- _Direction_
Go through the entries and transcribe each one exactly, dropping the pictures.
>> BEGIN
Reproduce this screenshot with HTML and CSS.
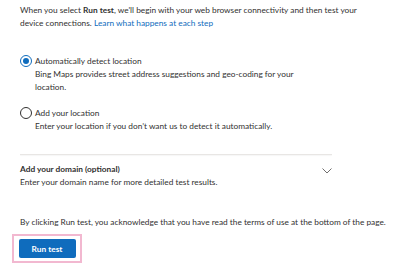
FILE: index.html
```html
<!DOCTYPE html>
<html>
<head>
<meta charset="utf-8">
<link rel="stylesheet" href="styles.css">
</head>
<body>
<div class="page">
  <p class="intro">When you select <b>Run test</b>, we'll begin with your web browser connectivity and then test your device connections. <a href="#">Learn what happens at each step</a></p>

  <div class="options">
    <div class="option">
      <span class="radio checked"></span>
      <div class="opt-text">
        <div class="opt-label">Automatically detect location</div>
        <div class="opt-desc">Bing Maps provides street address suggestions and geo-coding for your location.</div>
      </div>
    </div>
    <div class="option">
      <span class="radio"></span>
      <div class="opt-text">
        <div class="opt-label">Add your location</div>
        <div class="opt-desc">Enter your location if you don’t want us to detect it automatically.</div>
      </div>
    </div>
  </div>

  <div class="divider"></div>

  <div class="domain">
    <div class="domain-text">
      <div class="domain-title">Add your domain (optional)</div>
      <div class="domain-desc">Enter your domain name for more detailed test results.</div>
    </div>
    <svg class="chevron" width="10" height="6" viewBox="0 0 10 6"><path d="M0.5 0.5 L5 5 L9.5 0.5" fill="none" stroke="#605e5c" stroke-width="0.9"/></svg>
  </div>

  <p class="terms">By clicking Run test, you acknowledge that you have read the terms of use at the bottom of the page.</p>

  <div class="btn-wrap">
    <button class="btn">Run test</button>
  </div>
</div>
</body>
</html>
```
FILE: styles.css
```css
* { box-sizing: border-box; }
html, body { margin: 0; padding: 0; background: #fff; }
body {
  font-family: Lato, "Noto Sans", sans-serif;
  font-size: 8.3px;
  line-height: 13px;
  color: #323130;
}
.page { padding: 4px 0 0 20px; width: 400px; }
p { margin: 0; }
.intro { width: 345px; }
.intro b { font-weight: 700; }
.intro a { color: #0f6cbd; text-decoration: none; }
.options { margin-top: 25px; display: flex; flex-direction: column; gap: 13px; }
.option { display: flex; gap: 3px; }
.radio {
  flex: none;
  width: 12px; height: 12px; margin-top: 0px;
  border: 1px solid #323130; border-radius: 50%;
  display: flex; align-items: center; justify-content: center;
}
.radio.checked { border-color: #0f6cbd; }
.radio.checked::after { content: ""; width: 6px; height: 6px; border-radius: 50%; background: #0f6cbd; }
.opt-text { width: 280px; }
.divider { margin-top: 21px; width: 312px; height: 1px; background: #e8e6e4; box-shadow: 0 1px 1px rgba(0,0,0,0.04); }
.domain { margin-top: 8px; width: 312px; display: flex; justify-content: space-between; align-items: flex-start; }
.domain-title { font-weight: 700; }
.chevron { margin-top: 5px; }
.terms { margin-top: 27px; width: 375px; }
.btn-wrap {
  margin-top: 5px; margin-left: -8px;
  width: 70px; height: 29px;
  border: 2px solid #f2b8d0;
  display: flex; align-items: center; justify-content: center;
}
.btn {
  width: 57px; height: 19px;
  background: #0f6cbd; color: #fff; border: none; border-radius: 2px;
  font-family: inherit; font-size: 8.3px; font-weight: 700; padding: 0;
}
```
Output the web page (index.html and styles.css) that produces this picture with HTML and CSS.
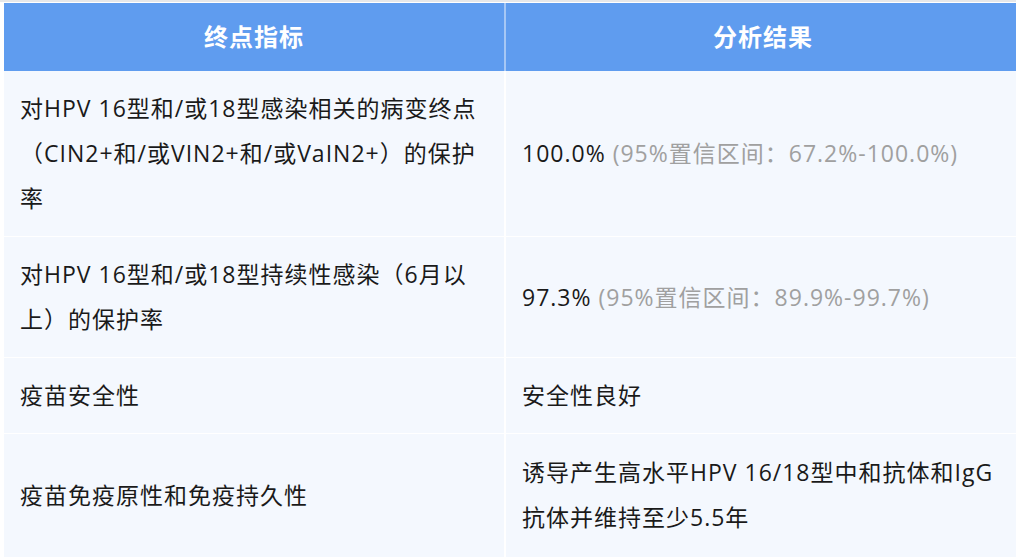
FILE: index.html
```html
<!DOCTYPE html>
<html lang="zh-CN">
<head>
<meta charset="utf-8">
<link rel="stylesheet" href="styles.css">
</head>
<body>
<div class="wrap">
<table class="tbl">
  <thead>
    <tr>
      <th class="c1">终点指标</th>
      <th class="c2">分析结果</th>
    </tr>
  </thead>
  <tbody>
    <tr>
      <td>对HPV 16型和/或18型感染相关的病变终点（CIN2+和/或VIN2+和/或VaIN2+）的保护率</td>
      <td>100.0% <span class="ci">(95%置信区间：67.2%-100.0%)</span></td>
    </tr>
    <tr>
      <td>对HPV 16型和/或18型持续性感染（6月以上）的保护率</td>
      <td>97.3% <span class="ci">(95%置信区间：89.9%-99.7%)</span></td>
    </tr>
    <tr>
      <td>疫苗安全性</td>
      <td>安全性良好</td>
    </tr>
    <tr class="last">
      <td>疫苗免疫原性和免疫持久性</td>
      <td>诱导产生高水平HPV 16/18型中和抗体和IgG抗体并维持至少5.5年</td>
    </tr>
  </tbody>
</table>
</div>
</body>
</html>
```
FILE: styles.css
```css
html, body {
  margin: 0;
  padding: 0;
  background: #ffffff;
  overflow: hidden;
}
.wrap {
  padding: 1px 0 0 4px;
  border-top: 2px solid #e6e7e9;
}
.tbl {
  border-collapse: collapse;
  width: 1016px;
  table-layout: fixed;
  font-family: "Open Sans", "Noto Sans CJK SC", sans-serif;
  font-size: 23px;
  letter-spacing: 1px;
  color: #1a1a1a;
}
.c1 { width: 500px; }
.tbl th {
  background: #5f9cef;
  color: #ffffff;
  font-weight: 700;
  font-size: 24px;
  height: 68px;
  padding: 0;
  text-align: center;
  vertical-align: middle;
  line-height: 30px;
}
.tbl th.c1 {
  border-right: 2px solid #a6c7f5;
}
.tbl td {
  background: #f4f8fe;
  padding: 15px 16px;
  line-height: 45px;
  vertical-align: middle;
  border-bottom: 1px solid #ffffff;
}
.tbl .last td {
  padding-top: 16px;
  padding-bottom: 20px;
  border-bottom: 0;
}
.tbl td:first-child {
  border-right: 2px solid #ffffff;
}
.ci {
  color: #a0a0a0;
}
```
>> END
- _Answer below_
Reproduce this screenshot with HTML and CSS.
FILE: index.html
```html
<!DOCTYPE html>
<html>
<head>
<meta charset="utf-8">
<link rel="stylesheet" href="styles.css">
</head>
<body>
<div class="page">
  <p class="intro">When you select <b>Run test</b>, we'll begin with your web browser connectivity and then test your device connections. <a href="#">Learn what happens at each step</a></p>

  <div class="options">
    <div class="option">
      <span class="radio checked"></span>
      <div class="opt-text">
        <div class="opt-label">Automatically detect location</div>
        <div class="opt-desc">Bing Maps provides street address suggestions and geo-coding for your location.</div>
      </div>
    </div>
    <div class="option">
      <span class="radio"></span>
      <div class="opt-text">
        <div class="opt-label">Add your location</div>
        <div class="opt-desc">Enter your location if you don’t want us to detect it automatically.</div>
      </div>
    </div>
  </div>

  <div class="divider"></div>

  <div class="domain">
    <div class="domain-text">
      <div class="domain-title">Add your domain (optional)</div>
      <div class="domain-desc">Enter your domain name for more detailed test results.</div>
    </div>
    <svg class="chevron" width="10" height="6" viewBox="0 0 10 6"><path d="M0.5 0.5 L5 5 L9.5 0.5" fill="none" stroke="#605e5c" stroke-width="0.9"/></svg>
  </div>

  <p class="terms">By clicking Run test, you acknowledge that you have read the terms of use at the bottom of the page.</p>

  <div class="btn-wrap">
    <button class="btn">Run test</button>
  </div>
</div>
</body>
</html>
```
FILE: styles.css
```css
* { box-sizing: border-box; }
html, body { margin: 0; padding: 0; background: #fff; }
body {
  font-family: Lato, "Noto Sans", sans-serif;
  font-size: 8.3px;
  line-height: 13px;
  color: #323130;
}
.page { padding: 4px 0 0 20px; width: 400px; }
p { margin: 0; }
.intro { width: 345px; }
.intro b { font-weight: 700; }
.intro a { color: #0f6cbd; text-decoration: none; }
.options { margin-top: 25px; display: flex; flex-direction: column; gap: 13px; }
.option { display: flex; gap: 3px; }
.radio {
  flex: none;
  width: 12px; height: 12px; margin-top: 0px;
  border: 1px solid #323130; border-radius: 50%;
  display: flex; align-items: center; justify-content: center;
}
.radio.checked { border-color: #0f6cbd; }
.radio.checked::after { content: ""; width: 6px; height: 6px; border-radius: 50%; background: #0f6cbd; }
.opt-text { width: 280px; }
.divider { margin-top: 21px; width: 312px; height: 1px; background: #e8e6e4; box-shadow: 0 1px 1px rgba(0,0,0,0.04); }
.domain { margin-top: 8px; width: 312px; display: flex; justify-content: space-between; align-items: flex-start; }
.domain-title { font-weight: 700; }
.chevron { margin-top: 5px; }
.terms { margin-top: 27px; width: 375px; }
.btn-wrap {
  margin-top: 5px; margin-left: -8px;
  width: 70px; height: 29px;
  border: 2px solid #f2b8d0;
  display: flex; align-items: center; justify-content: center;
}
.btn {
  width: 57px; height: 19px;
  background: #0f6cbd; color: #fff; border: none; border-radius: 2px;
  font-family: inherit; font-size: 8.3px; font-weight: 700; padding: 0;
}
```
Output the web page (index.html and styles.css) that produces this picture with HTML and CSS.
FILE: index.html
```html
<!DOCTYPE html>
<html lang="zh-CN">
<head>
<meta charset="utf-8">
<link rel="stylesheet" href="styles.css">
</head>
<body>
<div class="wrap">
<table class="tbl">
  <thead>
    <tr>
      <th class="c1">终点指标</th>
      <th class="c2">分析结果</th>
    </tr>
  </thead>
  <tbody>
    <tr>
      <td>对HPV 16型和/或18型感染相关的病变终点（CIN2+和/或VIN2+和/或VaIN2+）的保护率</td>
      <td>100.0% <span class="ci">(95%置信区间：67.2%-100.0%)</span></td>
    </tr>
    <tr>
      <td>对HPV 16型和/或18型持续性感染（6月以上）的保护率</td>
      <td>97.3% <span class="ci">(95%置信区间：89.9%-99.7%)</span></td>
    </tr>
    <tr>
      <td>疫苗安全性</td>
      <td>安全性良好</td>
    </tr>
    <tr class="last">
      <td>疫苗免疫原性和免疫持久性</td>
      <td>诱导产生高水平HPV 16/18型中和抗体和IgG抗体并维持至少5.5年</td>
    </tr>
  </tbody>
</table>
</div>
</body>
</html>
```
FILE: styles.css
```css
html, body {
  margin: 0;
  padding: 0;
  background: #ffffff;
  overflow: hidden;
}
.wrap {
  padding: 1px 0 0 4px;
  border-top: 2px solid #e6e7e9;
}
.tbl {
  border-collapse: collapse;
  width: 1016px;
  table-layout: fixed;
  font-family: "Open Sans", "Noto Sans CJK SC", sans-serif;
  font-size: 23px;
  letter-spacing: 1px;
  color: #1a1a1a;
}
.c1 { width: 500px; }
.tbl th {
  background: #5f9cef;
  color: #ffffff;
  font-weight: 700;
  font-size: 24px;
  height: 68px;
  padding: 0;
  text-align: center;
  vertical-align: middle;
  line-height: 30px;
}
.tbl th.c1 {
  border-right: 2px solid #a6c7f5;
}
.tbl td {
  background: #f4f8fe;
  padding: 15px 16px;
  line-height: 45px;
  vertical-align: middle;
  border-bottom: 1px solid #ffffff;
}
.tbl .last td {
  padding-top: 16px;
  padding-bottom: 20px;
  border-bottom: 0;
}
.tbl td:first-child {
  border-right: 2px solid #ffffff;
}
.ci {
  color: #a0a0a0;
}
```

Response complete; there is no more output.